The World Triathlon Corporation ("WTC")
runs the Hawaii Ironman Triathlon. Most people have heard of the 2.4 mile swimming, 112 mile biking and 26.2 mile running race in Kona, Hawaii. It's the best-known and most prestigious race in the sport of the triathlon (although no longer the most lucrative
). Legend has it that the event was born in 1978 when some buddies in Hawaii, led by former Navy captain John Collins, were debating which was the toughest sporting event in Hawaii: the 2.4-mile Waikiki Rough Water Swim
, the 112-mile bike race around Oahu, or the 26.2-mile Honolulu Marathon
. After more than a few beers, the legend goes, the small group decided to attempt all three distances in one day, and the Ironman was born. Today, the Ironman ("IM") is a trademarked event replicated annually almost 20 times all over the world by the WTC. These (and a few 1/2 IM races) function as qualifying races
for Hawaii, which now serves as the World Championship. Basically, each of these events is allotted a number of qualifying slots
per age group and you have to win a spot for Kona. The non-pros that they show on TV are generally the result of 200 lottery
slots or special invitation (celebrity, good tv story, etc).

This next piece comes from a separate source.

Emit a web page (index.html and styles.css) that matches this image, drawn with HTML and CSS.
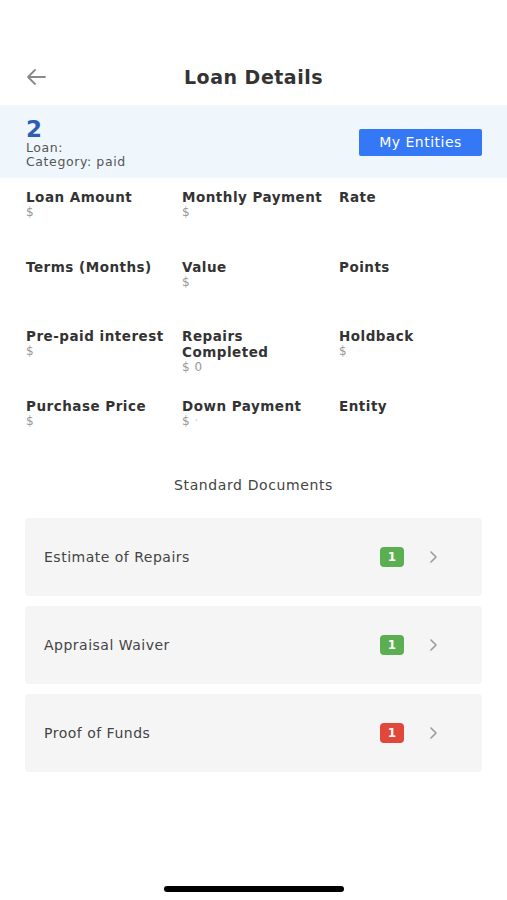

Athletes are lining up to get into IM races in the US. Currently, there are 4 IM trademarked races in the US: Ironman USA
in Lake Placid, Ironman Wisconsin
in Madison, Ironman Coeur d'Alene
in Idaho and Ironman Florida
in Panama City. What you may not know is that to participate in one of these you routinely have to register and pay the $400+ fee almost one year in advance. Registration for the 2003 races closed within a week or two of the completion of the 2002 races. Just recently, registration for the 2004 Ironman USA -- 2003 was held last weekend -- closed in two days
, so you're already too late for next year
And who are these entrants? According to USAT demographics
, over 41% of triathletes (USAT members) earn more than $80,000 per year, 40% have college degrees and 48% have graduate/post-graduate degrees. Perhaps reflective of the demographics, CEO's
(of corporations with a minimum $1 Million in annual gross revenue) now have their own racing category.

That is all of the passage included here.